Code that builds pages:
*****

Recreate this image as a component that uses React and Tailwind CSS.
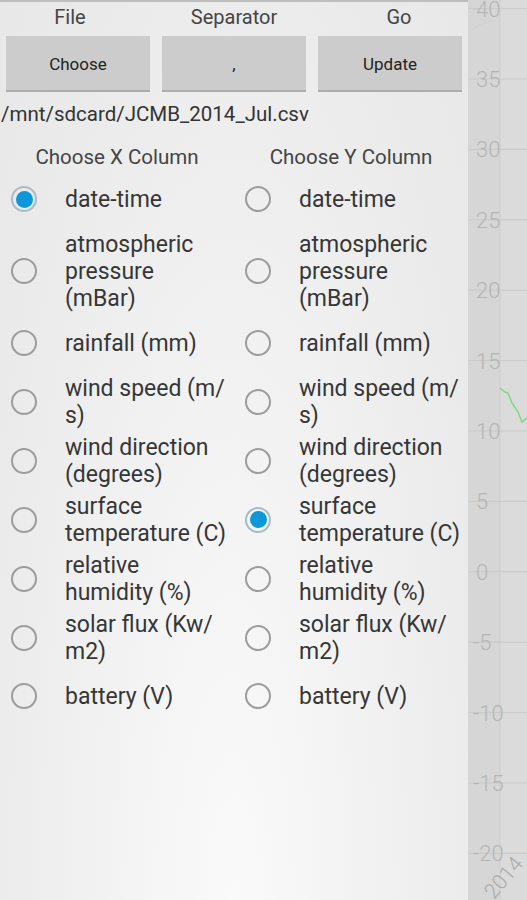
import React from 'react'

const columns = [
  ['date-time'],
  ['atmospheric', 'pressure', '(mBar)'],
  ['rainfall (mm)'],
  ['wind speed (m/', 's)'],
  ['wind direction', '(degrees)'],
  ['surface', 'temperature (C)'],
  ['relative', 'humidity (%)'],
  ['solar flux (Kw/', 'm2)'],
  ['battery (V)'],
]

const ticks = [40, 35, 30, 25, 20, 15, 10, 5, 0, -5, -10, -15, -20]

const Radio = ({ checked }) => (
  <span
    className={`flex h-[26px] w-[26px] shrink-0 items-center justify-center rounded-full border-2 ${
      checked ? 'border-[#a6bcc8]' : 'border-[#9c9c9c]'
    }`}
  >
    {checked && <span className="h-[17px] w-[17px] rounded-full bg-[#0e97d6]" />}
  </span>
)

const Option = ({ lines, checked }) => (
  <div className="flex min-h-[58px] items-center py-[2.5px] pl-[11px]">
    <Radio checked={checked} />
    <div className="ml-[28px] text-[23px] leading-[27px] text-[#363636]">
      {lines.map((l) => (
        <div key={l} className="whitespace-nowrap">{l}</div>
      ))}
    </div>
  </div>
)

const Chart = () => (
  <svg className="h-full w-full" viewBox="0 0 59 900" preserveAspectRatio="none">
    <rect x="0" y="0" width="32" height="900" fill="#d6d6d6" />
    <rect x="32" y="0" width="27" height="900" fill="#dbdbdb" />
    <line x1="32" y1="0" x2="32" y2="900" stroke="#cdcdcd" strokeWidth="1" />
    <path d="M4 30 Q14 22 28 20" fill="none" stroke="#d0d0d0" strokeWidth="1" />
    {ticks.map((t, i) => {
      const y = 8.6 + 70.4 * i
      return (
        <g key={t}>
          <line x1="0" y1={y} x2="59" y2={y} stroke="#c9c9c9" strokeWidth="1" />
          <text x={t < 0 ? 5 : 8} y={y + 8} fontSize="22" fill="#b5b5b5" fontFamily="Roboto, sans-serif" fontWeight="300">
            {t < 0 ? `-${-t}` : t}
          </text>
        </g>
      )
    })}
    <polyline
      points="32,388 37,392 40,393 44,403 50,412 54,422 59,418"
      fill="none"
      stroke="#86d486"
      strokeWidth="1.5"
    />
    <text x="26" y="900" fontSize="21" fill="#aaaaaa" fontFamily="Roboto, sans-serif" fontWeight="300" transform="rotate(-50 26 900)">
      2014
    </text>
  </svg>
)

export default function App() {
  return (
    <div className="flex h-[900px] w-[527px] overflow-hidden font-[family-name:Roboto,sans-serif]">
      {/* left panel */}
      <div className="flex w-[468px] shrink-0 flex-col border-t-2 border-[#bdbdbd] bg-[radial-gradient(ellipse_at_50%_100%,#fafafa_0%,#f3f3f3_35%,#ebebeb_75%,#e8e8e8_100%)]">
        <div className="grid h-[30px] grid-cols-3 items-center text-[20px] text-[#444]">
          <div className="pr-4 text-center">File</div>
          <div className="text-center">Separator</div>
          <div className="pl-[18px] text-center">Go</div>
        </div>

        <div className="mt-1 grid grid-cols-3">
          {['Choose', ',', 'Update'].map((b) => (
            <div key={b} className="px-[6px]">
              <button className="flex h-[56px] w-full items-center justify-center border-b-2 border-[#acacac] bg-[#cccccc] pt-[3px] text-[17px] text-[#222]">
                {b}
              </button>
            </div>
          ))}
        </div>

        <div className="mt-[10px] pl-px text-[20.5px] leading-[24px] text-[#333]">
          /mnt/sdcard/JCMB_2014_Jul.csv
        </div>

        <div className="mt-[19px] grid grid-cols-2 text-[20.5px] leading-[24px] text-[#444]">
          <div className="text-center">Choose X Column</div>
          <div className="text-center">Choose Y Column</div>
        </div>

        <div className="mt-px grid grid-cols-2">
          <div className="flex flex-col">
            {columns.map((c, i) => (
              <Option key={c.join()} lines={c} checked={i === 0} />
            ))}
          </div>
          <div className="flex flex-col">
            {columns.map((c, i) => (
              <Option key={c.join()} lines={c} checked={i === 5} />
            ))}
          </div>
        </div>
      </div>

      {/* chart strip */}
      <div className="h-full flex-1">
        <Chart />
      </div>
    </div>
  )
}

*****

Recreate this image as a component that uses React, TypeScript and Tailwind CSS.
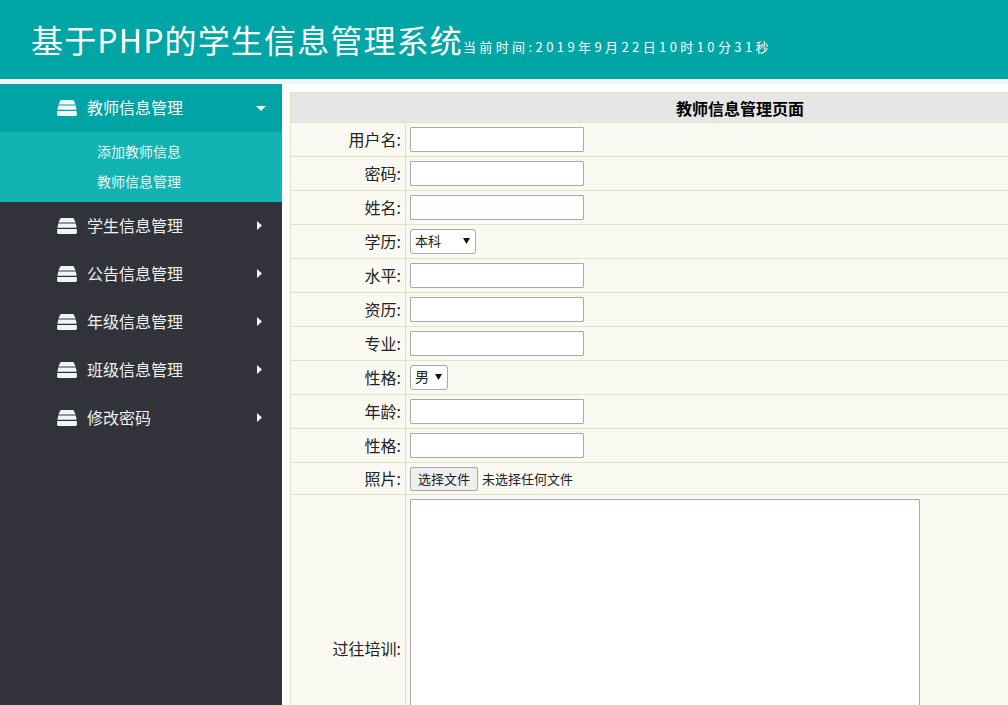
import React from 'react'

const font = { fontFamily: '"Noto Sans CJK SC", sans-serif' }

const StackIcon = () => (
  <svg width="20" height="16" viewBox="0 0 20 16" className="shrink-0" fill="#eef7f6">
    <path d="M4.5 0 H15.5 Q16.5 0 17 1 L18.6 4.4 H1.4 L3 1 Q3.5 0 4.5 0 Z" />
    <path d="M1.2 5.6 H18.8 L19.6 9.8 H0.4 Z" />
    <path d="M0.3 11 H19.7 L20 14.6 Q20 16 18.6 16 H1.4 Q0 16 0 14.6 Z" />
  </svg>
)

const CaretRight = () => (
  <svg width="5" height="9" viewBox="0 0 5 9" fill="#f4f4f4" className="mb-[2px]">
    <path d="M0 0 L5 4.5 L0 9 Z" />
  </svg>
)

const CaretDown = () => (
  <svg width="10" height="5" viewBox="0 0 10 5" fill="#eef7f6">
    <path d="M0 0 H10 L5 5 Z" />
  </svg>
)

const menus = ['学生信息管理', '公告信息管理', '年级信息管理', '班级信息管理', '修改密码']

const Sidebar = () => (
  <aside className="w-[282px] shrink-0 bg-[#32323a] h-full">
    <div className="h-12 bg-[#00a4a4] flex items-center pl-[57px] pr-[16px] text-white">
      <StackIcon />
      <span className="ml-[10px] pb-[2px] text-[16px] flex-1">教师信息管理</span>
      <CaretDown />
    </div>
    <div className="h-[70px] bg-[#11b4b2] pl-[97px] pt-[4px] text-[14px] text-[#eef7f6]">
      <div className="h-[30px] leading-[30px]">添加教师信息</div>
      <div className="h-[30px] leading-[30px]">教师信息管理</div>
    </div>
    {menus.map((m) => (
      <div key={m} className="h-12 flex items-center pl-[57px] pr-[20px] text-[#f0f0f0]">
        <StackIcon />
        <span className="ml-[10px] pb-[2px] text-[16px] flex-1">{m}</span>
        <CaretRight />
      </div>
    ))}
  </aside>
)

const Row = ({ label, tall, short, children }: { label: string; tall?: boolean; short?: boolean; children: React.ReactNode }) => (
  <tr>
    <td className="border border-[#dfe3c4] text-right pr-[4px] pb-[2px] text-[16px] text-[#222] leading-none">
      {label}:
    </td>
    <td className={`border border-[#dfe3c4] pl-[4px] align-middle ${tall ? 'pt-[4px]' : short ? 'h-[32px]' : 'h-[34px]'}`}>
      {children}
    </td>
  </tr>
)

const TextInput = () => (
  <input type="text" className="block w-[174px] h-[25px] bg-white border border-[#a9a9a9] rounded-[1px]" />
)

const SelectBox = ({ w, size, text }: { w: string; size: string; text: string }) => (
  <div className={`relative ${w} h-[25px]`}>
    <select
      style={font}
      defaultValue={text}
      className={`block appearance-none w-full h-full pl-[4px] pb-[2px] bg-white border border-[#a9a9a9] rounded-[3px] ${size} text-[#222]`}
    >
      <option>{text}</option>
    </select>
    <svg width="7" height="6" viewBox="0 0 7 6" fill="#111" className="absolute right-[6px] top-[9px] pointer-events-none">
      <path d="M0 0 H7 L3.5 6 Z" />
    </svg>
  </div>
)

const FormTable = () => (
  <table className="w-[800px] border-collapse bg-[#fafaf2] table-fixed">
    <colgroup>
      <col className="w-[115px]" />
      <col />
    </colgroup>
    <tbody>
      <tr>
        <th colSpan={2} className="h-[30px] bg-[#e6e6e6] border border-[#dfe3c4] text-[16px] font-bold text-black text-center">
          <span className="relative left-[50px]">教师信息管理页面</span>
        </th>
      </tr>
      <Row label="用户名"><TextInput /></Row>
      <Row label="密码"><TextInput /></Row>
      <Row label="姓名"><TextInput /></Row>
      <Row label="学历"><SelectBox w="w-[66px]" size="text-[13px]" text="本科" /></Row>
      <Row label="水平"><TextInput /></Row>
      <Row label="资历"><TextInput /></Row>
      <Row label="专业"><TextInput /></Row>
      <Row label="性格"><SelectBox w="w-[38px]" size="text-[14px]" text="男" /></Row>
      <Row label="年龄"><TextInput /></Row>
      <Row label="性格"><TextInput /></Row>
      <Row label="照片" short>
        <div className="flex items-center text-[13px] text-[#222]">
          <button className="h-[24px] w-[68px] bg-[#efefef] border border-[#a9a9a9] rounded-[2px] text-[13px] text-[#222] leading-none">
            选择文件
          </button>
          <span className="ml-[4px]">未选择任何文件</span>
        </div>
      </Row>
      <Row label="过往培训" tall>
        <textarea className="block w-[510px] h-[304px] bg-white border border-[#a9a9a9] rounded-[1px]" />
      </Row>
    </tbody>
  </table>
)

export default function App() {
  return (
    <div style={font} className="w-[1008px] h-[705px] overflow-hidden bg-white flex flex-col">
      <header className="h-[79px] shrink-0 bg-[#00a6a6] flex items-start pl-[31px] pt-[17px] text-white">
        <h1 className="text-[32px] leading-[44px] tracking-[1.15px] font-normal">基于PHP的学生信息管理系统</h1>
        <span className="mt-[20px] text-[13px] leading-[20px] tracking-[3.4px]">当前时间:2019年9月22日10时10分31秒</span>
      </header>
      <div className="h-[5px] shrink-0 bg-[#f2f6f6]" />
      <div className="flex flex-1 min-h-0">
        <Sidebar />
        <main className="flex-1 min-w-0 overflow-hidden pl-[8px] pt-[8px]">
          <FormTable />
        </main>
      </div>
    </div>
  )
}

*****

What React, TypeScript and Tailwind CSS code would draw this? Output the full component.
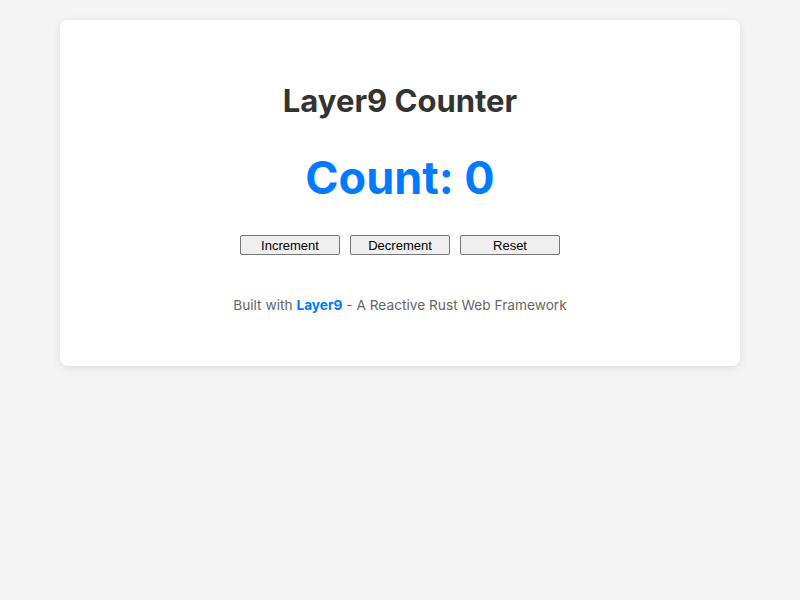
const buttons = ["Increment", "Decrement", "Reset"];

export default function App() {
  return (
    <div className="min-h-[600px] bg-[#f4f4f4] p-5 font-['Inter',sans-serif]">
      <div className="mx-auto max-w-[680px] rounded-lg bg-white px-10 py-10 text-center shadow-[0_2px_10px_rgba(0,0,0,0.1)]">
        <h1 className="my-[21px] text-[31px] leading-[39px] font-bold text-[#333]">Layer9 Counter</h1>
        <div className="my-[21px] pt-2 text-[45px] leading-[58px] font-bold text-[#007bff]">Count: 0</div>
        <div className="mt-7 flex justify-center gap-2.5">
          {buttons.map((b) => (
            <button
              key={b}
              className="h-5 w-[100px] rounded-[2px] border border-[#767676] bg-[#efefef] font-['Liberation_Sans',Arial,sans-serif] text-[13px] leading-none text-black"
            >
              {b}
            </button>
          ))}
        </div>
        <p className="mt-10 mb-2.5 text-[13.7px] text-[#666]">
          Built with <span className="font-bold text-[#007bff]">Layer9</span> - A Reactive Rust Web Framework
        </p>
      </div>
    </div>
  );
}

*****

Exercise description: Report the number of lines holding the string "TypeScript", without any other words.

Task solution: 2